Task instructions
Give nothing except the number of lines containing the word "Tailwind".

Source data
☆ ☆ ☆ ☆ ☆ ☆ ☆

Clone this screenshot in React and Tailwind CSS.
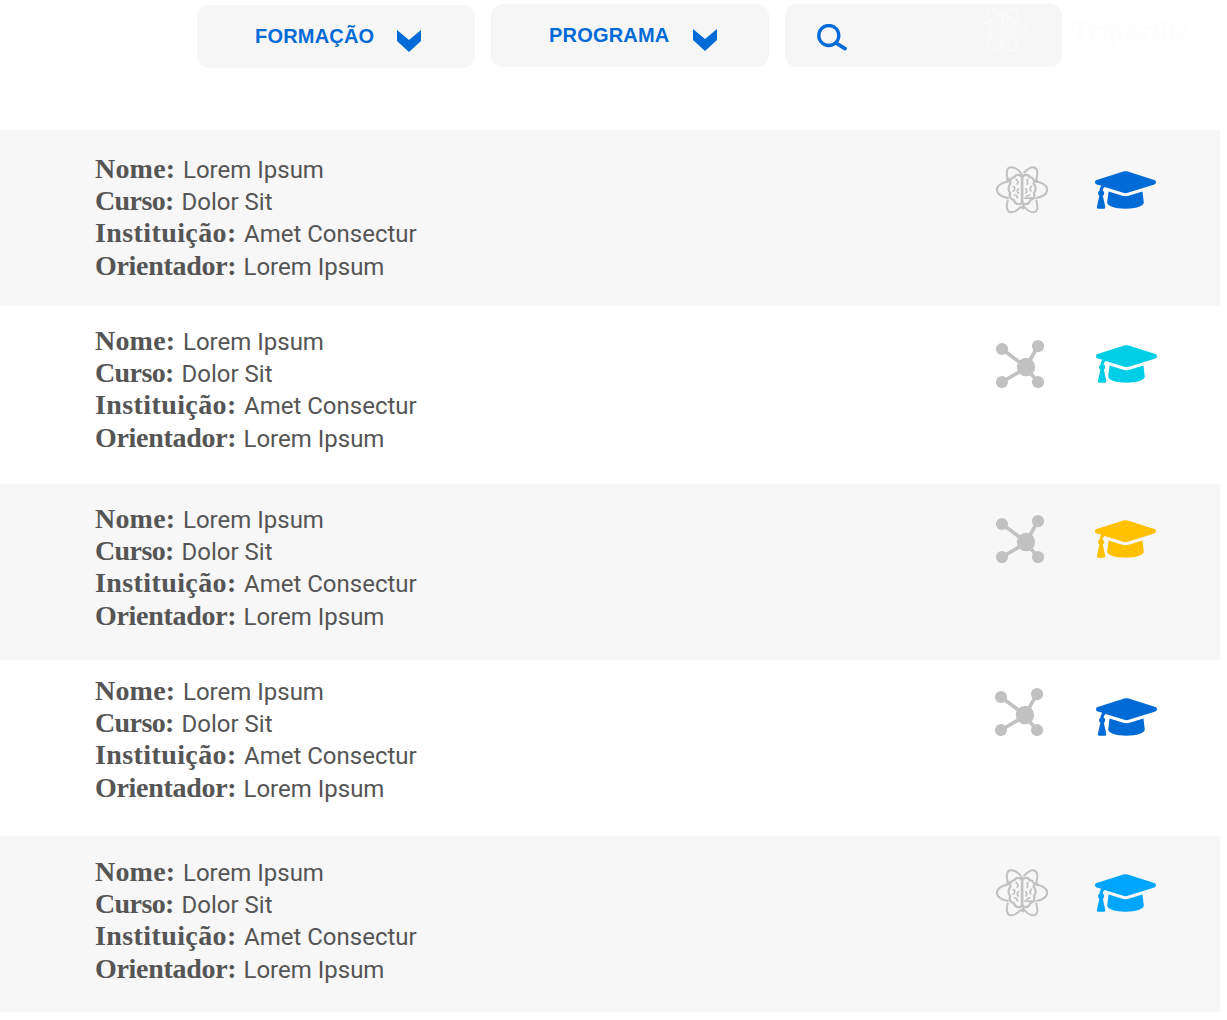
import { FaGraduationCap } from "react-icons/fa";

const rows = [
  {
    height: "h-[176px]",
    text: "pt-[23px]",
    program: "atom",
    programPos: "pt-[36px] pl-[996px]",
    capPos: "pt-[35px] ml-[47px]",
    color: "text-[#006bd6]",
  },
  {
    height: "h-[178px]",
    text: "pt-[19px]",
    program: "molecule",
    programPos: "pt-[34px] pl-[995px]",
    capPos: "pt-[33px] ml-[52px]",
    color: "text-[#00cde6]",
  },
  {
    height: "h-[176px]",
    text: "pt-[19px]",
    program: "molecule",
    programPos: "pt-[31px] pl-[995px]",
    capPos: "pt-[30px] ml-[51px]",
    color: "text-[#ffc000]",
  },
  {
    height: "h-[176px]",
    text: "pt-[15px]",
    program: "molecule",
    programPos: "pt-[28px] pl-[994px]",
    capPos: "pt-[32px] ml-[53px]",
    color: "text-[#006bd6]",
  },
  {
    height: "h-[176px]",
    text: "pt-[20px]",
    program: "atom",
    programPos: "pt-[33px] pl-[996px]",
    capPos: "pt-[32px] ml-[47px]",
    color: "text-[#00a5ff]",
  },
];

export default function App() {
  return (
    <div className="h-[1020px] w-[1227px] overflow-hidden bg-white">
      <header className="flex h-[130px] gap-4 pt-1 pl-[197px] font-['Liberation_Sans',Arial,sans-serif]">
        <FilterButton label="FORMAÇÃO" labelWidth="w-[142px]" className="mt-px" />
        <FilterButton label="PROGRAMA" labelWidth="w-[144px]" />
        <div className="flex h-[63px] w-[277px] shrink-0 rounded-xl bg-[#f6f6f6] pt-[20px] pl-[32px]">
          <SearchIcon />
          <AtomIcon className="-mt-[17px] ml-[128px] h-[46px] w-[54px] text-[#faf9f9]" />
        </div>
        <span className="-ml-[6px] pt-[8px] font-['Liberation_Serif',serif] text-[28px] leading-[36px] font-bold text-[#fefcfc]">
          Tripartite
        </span>
      </header>

      <main className="w-[1220px]">
        {rows.map((row, i) => (
          <StudentRow key={i} {...row} />
        ))}
      </main>
    </div>
  );
}

function FilterButton({ label, labelWidth, className = "" }) {
  return (
    <button
      type="button"
      className={`flex h-[63px] w-[278px] shrink-0 rounded-xl bg-[#f6f6f6] pl-[58px] text-[#006bd6] ${className}`}
    >
      <span
        className={`pt-[19px] text-left text-[20px] leading-[24px] font-bold tracking-[0.2px] whitespace-nowrap ${labelWidth}`}
      >
        {label}
      </span>
      <svg viewBox="0 0 24 22" className="mt-[25px] h-[22px] w-[24px]" fill="currentColor">
        <path d="M0 0 12 10 24 0V11L12 22 0 11Z" />
      </svg>
    </button>
  );
}

function StudentRow({ height, text, program, programPos, capPos, color }) {
  return (
    <section className={`grid ${height} odd:bg-[#f7f7f7]`}>
      <div className={`col-start-1 row-start-1 pl-[95px] text-[#555] ${text}`}>
        <Field label="Nome:" value="Lorem Ipsum" width="w-[88px]" tracking="tracking-[0.2px]" />
        <Field label="Curso:" value="Dolor Sit" width="w-[86.5px]" tracking="tracking-[-0.6px]" />
        <Field label="Instituição:" value="Amet Consectur" width="w-[149px]" tracking="tracking-[0.4px]" />
        <Field label="Orientador:" value="Lorem Ipsum" width="w-[148.5px]" tracking="tracking-[-0.3px]" className="mt-px" />
      </div>
      <div className="col-start-1 row-start-1 flex items-start">
        <div className={programPos}>
          {program === "atom" ? (
            <AtomIcon className="h-[48px] w-[52px] text-[#c1c1c1]" />
          ) : (
            <MoleculeIcon />
          )}
        </div>
        <div className={capPos}>
          <FaGraduationCap preserveAspectRatio="none" className={`h-[50px] w-[61px] ${color}`} />
        </div>
      </div>
    </section>
  );
}

function Field({ label, value, width, tracking, className = "" }) {
  return (
    <p className={`flex h-8 items-baseline leading-8 whitespace-nowrap ${className}`}>
      <strong className={`shrink-0 font-['Liberation_Serif',serif] text-[28px] font-bold ${width} ${tracking}`}>
        {label}
      </strong>
      <span className="font-[Roboto,sans-serif] text-[24px]">{value}</span>
    </p>
  );
}

function SearchIcon() {
  return (
    <svg viewBox="0 0 30 27" className="h-[27px] w-[30px] text-[#006bd6]" fill="none" stroke="currentColor">
      <circle cx="11.8" cy="11.5" r="10" strokeWidth="3.3" />
      <path d="M19 19 28 24.6" strokeWidth="3.8" strokeLinecap="round" />
    </svg>
  );
}

function MoleculeIcon() {
  return (
    <svg viewBox="0 0 49 48" className="h-[48px] w-[49px] text-[#c1c1c1]" fill="currentColor" stroke="none">
      <path d="M7 9 31 27 43 6M7 42 31 28 43 42" fill="none" stroke="currentColor" strokeWidth="3.6" />
      <circle cx="7" cy="9" r="6.1" />
      <circle cx="43" cy="6.1" r="6.1" />
      <circle cx="7" cy="42" r="6.1" />
      <circle cx="43" cy="42" r="6.1" />
      <circle cx="31" cy="27" r="9.2" />
    </svg>
  );
}

// Brain in the middle, with the orbits showing only outside of it
function AtomIcon({ className }) {
  return (
    <svg
      viewBox="0 0 52 48"
      className={className}
      fill="none"
      stroke="currentColor"
      strokeWidth="2"
      strokeLinecap="round"
      strokeLinejoin="round"
    >
      <path d="M12 15.5C5 17 .9 20.3.9 23.8S5 30.5 12 32M40.5 15.5C47.5 17 51.2 20.3 51.2 23.8S47.5 30.5 40.5 32" />
      <path d="M11.7 13C10 6.5 10.7 1.6 14.7 1.3 18.5 1 22.5 3.8 25.8 8M28.2 6.5C31.8 2.8 35.5.9 38 1.4 41.8 2.2 42 7 40.3 13.5" />
      <path d="M11.7 34.5C10 41 10.9 46 14.7 46.3 18.6 46.6 21.5 44.5 24.4 41.2M27 39.5C30.5 43.9 34.5 46.6 37.8 46.3 42 45.8 42 41 40.3 34.5" />
      <g fill="currentColor" stroke="none">
        <circle cx="12" cy="13.5" r="2" />
        <circle cx="40.3" cy="15" r="2" />
        <circle cx="27" cy="41.3" r="2.1" />
      </g>
      <g strokeWidth="2.2">
        <path d="M26 11C24.8 8.3 19.8 7.8 18.3 11.2 14.8 11.6 13.4 14.8 14.6 17.6 11.8 20.2 12 24.8 14.2 26.9 12.7 30.4 14.8 33.8 18 34.2 19.2 39.2 24.6 39.2 26 36.2" />
        <path d="M26.2 11C27.4 8.3 32.4 7.8 33.9 11.2 37.4 11.6 38.8 14.8 37.6 17.6 40.4 20.2 40.2 24.8 38 26.9 39.5 30.4 37.4 33.8 34.2 34.2 33 39.2 27.6 39.2 26.2 36.2" />
        <path d="M26.1 10.5V37" strokeWidth="2.6" />
      </g>
      <path d="M20.2 13.5C22.3 14.7 22.2 16.6 21.2 18M17.2 20.6C19.6 20.8 19.3 24 17 25.2M22.3 22.8C21 23.7 21 26 22.3 27.2M18.5 29C20.4 28.8 21.6 30.3 21.3 32" strokeWidth="1.7" />
      <path d="M31.9 13.5C29.8 14.7 33 16.6 31 18.3M35.5 20.2C34.5 21 33.6 22.5 34.8 25M29.8 22.8C31.2 23.8 31.2 25.6 29.8 27M29 32.2H38.3M33.5 29 30.5 30.2" strokeWidth="1.7" />
    </svg>
  );
}
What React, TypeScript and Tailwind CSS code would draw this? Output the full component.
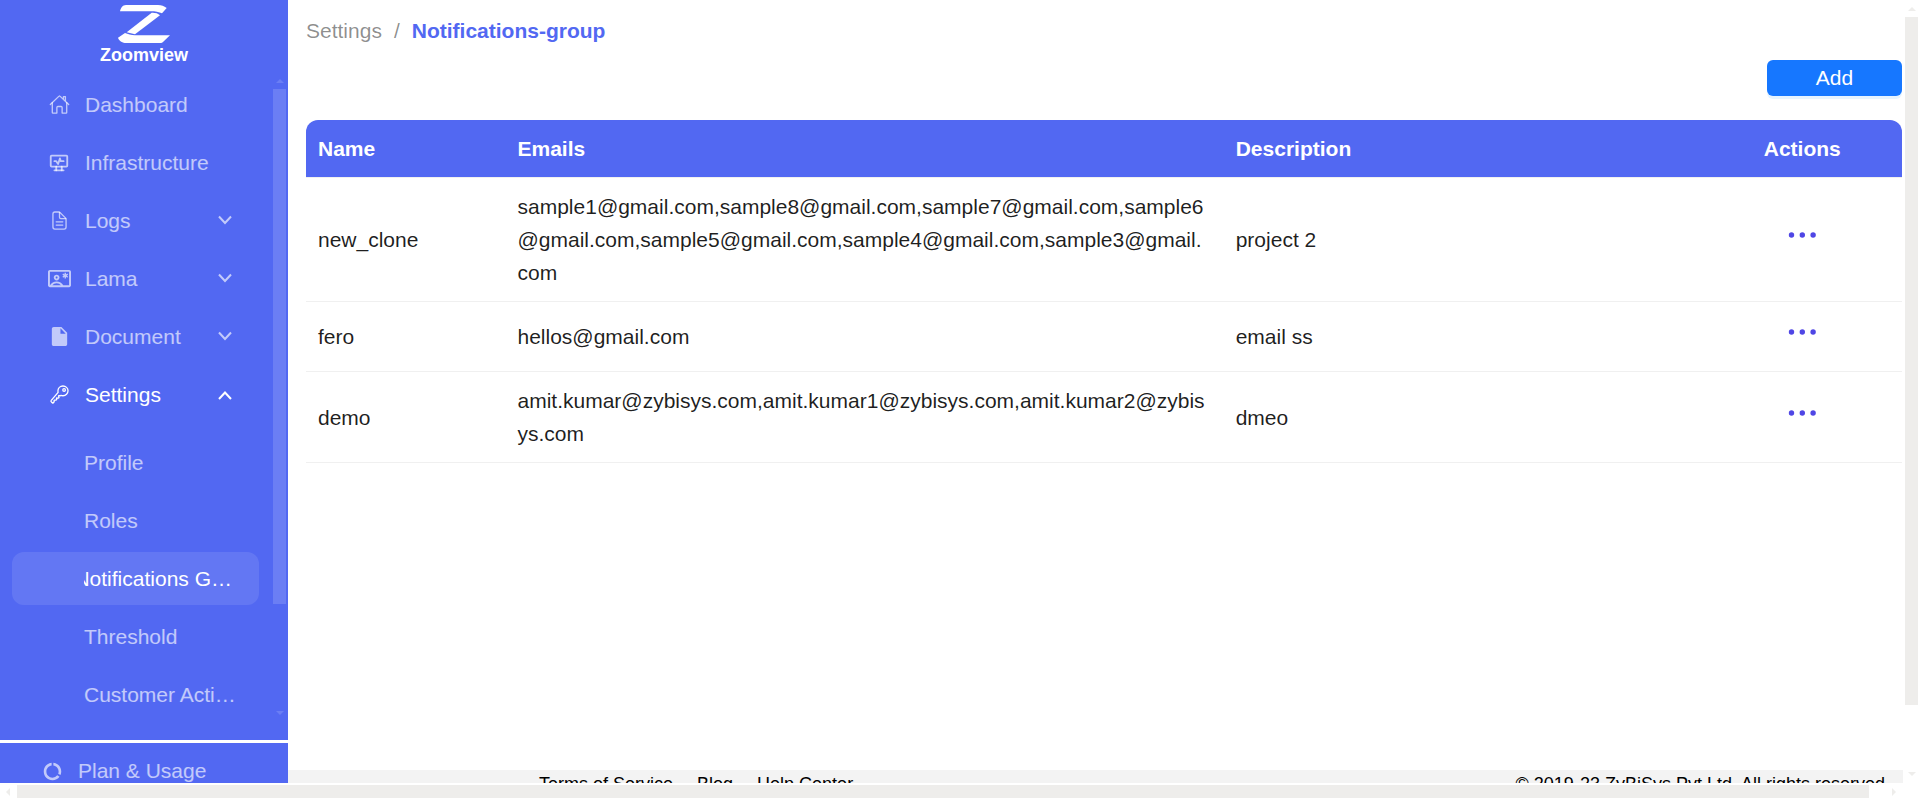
import type { ReactNode } from "react";
import { IoDocumentTextOutline, IoHomeOutline, IoKeyOutline } from "react-icons/io5";
import { MdDataUsage, MdInsertDriveFile, MdOutlineContactEmergency } from "react-icons/md";
import { TbHeartRateMonitor } from "react-icons/tb";

type Item = { label: string; icon: ReactNode; group?: boolean; open?: boolean };

const items: Item[] = [
  { label: "Dashboard", icon: <IoHomeOutline size={21} /> },
  { label: "Infrastructure", icon: <TbHeartRateMonitor size={22} /> },
  { label: "Logs", icon: <IoDocumentTextOutline size={21} />, group: true },
  { label: "Lama", icon: <MdOutlineContactEmergency size={23} />, group: true },
  { label: "Document", icon: <MdInsertDriveFile size={23} />, group: true },
  { label: "Settings", icon: <IoKeyOutline size={21} />, group: true, open: true },
];

const subItems = [
  { label: "Profile" },
  { label: "Roles" },
  { label: "Notifications G…", active: true },
  { label: "Threshold" },
  { label: "Customer Acti…" },
];

const groups = [
  {
    name: "new_clone",
    emails:
      "sample1@gmail.com,sample8@gmail.com,sample7@gmail.com,sample6@gmail.com,sample5@gmail.com,sample4@gmail.com,sample3@gmail.com",
    description: "project 2",
  },
  { name: "fero", emails: "hellos@gmail.com", description: "email ss" },
  {
    name: "demo",
    emails: "amit.kumar@zybisys.com,amit.kumar1@zybisys.com,amit.kumar2@zybisys.com",
    description: "dmeo",
  },
];

function Chevron({ up }: { up?: boolean }) {
  return (
    <svg width="14" height="12" viewBox="0 0 14 12" fill="none" stroke="currentColor" strokeWidth="2">
      <path d={up ? "M1 10l6-6.500 6 6.500" : "M1 1.500l6 6.500 6-6.500"} />
    </svg>
  );
}

function Arrow({ d, className }: { d: string; className: string }) {
  return (
    <svg width="8" height="8" viewBox="0 0 8 8" fill="currentColor" className={className} aria-hidden="true">
      <path d={d} />
    </svg>
  );
}

const UP = "M0 6 4 2l4 4z";
const DOWN = "M0 2h8L4 6z";
const LEFT = "M6 0v8L2 4z";
const RIGHT = "M2 0v8l4-4z";

function Sidebar() {
  return (
    <aside className="flex w-72 shrink-0 flex-col bg-[#5268f2] text-[21px] text-white/65">
      <div className="flex shrink-0 flex-col items-center pt-[5px] text-white">
        <svg width="52" height="38" viewBox="0 0 52 38" fill="currentColor" aria-hidden="true">
          <path d="M2 6.200C2.800 3 4.500 0 8 0H40C43.500 0 46 1.200 48.700 3L44 8.300C41 6.800 37 6.200 33 6.200z" />
          <path d="M33.700 7.700C37 7.500 40 8.300 42 10.200L17 29.300 8.700 27.300z" />
          <path d="M0 32.700 7 28C10 29.200 13 30.300 17 30.300H52L45.500 36.500C44.500 37.500 43.500 38 42 38H8C5 38 1 36 0 32.700z" />
        </svg>
        <span className="text-lg leading-6 font-bold">Zoomview</span>
      </div>
      <div className="flex min-h-0 flex-1 pt-[6px] pb-[19px]">
        <nav className="min-w-0 flex-1 overflow-hidden pt-[5px] pr-[14px] pl-3">
          <ul className="flex flex-col gap-[5px]">
            {items.map((it) => (
              <li key={it.label}>
                <button
                  className={
                    it.open
                      ? "flex h-[53px] w-full items-center pr-[27px] pl-[35px] text-white"
                      : "flex h-[53px] w-full items-center pr-[27px] pl-[35px]"
                  }
                >
                  <span className="flex w-6 justify-center">{it.icon}</span>
                  <span className="ml-[14px] flex-1 text-left">{it.label}</span>
                  {it.group && <Chevron up={it.open} />}
                </button>
              </li>
            ))}
          </ul>
          <ul className="mt-[15px] flex flex-col gap-[5px]">
            {subItems.map((it) => (
              <li key={it.label}>
                <a
                  href="#"
                  className={
                    it.active
                      ? "flex h-[53px] items-center rounded-xl bg-white/10 pr-[27px] pl-[72px] text-white"
                      : "flex h-[53px] items-center pl-[72px]"
                  }
                >
                  <span
                    className={
                      it.active ? "flex flex-1 justify-end overflow-hidden whitespace-nowrap" : "whitespace-nowrap"
                    }
                  >
                    {it.label}
                  </span>
                </a>
              </li>
            ))}
          </ul>
        </nav>
        <div className="flex w-[15px] flex-col items-center pr-[2px] text-white/15">
          <Arrow d={UP} className="my-1 shrink-0" />
          <div className="flex w-full flex-1 flex-col">
            <div className="h-[83%] bg-white/15" />
          </div>
          <Arrow d={DOWN} className="mb-1 shrink-0" />
        </div>
      </div>
      <div className="h-[43px] shrink-0 overflow-hidden border-t-[3px] border-white">
        <a href="#" className="flex h-14 items-center pl-[42px]">
          <MdDataUsage size={21} />
          <span className="ml-[15px]">Plan &amp; Usage</span>
        </a>
      </div>
    </aside>
  );
}

function GroupTable() {
  return (
    <table className="mt-6 w-full table-fixed border-separate border-spacing-0 text-[21px] leading-[33px] text-black/88">
      <thead>
        <tr className="text-left text-white">
          <th className="w-[12.5%] rounded-tl-xl border-b border-[#f0f0f0] bg-[#5268f2] bg-clip-padding p-3">Name</th>
          <th className="w-[45%] border-b border-[#f0f0f0] bg-[#5268f2] bg-clip-padding p-3">Emails</th>
          <th className="w-[30%] border-b border-[#f0f0f0] bg-[#5268f2] bg-clip-padding p-3">Description</th>
          <th className="w-[12.5%] rounded-tr-xl border-b border-[#f0f0f0] bg-[#5268f2] bg-clip-padding p-3 text-center">
            Actions
          </th>
        </tr>
      </thead>
      <tbody>
        {groups.map((g) => (
          <tr key={g.name}>
            <td className="border-b border-[#f0f0f0] p-3">{g.name}</td>
            <td className="border-b border-[#f0f0f0] p-3 break-all">{g.emails}</td>
            <td className="border-b border-[#f0f0f0] p-3">{g.description}</td>
            <td className="border-b border-[#f0f0f0] p-3">
              <button aria-label={`Actions for ${g.name}`} className="mx-auto mb-[9px] block text-[#4f46e5]">
                <svg width="36" height="36" viewBox="0 0 36 36" fill="currentColor">
                  <circle cx="7.500" cy="18" r="2.700" />
                  <circle cx="18.300" cy="18" r="2.700" />
                  <circle cx="29.100" cy="18" r="2.700" />
                </svg>
              </button>
            </td>
          </tr>
        ))}
      </tbody>
    </table>
  );
}

export default function App() {
  return (
    <div className="flex h-screen flex-col overflow-hidden bg-white font-['Liberation_Sans',Arial,sans-serif]">
      <div className="flex min-h-0 flex-1">
        <Sidebar />
        <div className="flex min-w-0 flex-1 flex-col">
          <main className="min-h-0 flex-1 overflow-hidden pt-[14px] pr-px pl-[18px]">
            <nav aria-label="Breadcrumb" className="flex gap-3 text-[21px] leading-[33px] text-black/45">
              <a href="#">Settings</a>
              <span>/</span>
              <span className="font-bold text-[#5268f2]">Notifications-group</span>
            </nav>
            <div className="mt-[13px] flex justify-end">
              <button className="h-9 w-[135px] rounded-md bg-[#1677ff] text-[21px] leading-9 text-white shadow-[0_3px_0_rgba(5,145,255,0.1)]">
                Add
              </button>
            </div>
            <GroupTable />
          </main>
          <footer className="flex h-[13px] shrink-0 justify-between overflow-hidden bg-[#f3f3f3] pr-[18px] pl-[251px] text-lg leading-7 whitespace-nowrap text-black">
            <div className="flex gap-6">
              <a href="#">Terms of Service</a>
              <a href="#">Blog</a>
              <a href="#">Help Center</a>
            </div>
            <span>© 2019-23 ZyBiSys Pvt Ltd. All rights reserved</span>
          </footer>
        </div>
        <div className="flex w-[17px] shrink-0 flex-col items-center text-[#eeedeb]">
          <Arrow d={UP} className="mt-[5px] mb-1 shrink-0" />
          <div className="flex w-full flex-1 flex-col px-[2px]">
            <div className="h-[92%] bg-[#eeedeb]" />
          </div>
          <Arrow d={DOWN} className="my-[5px] shrink-0" />
        </div>
      </div>
      <div className="flex h-[17px] shrink-0 items-center pr-[17px] text-[#eeedeb]">
        <Arrow d={LEFT} className="mr-[5px] ml-1 shrink-0" />
        <div className="mr-4 h-[13px] flex-1 bg-[#eeedeb]" />
        <Arrow d={RIGHT} className="mx-[5px] shrink-0" />
      </div>
    </div>
  );
}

☆ ☆ ☆ ☆ ☆ ☆ ☆

Written solution
2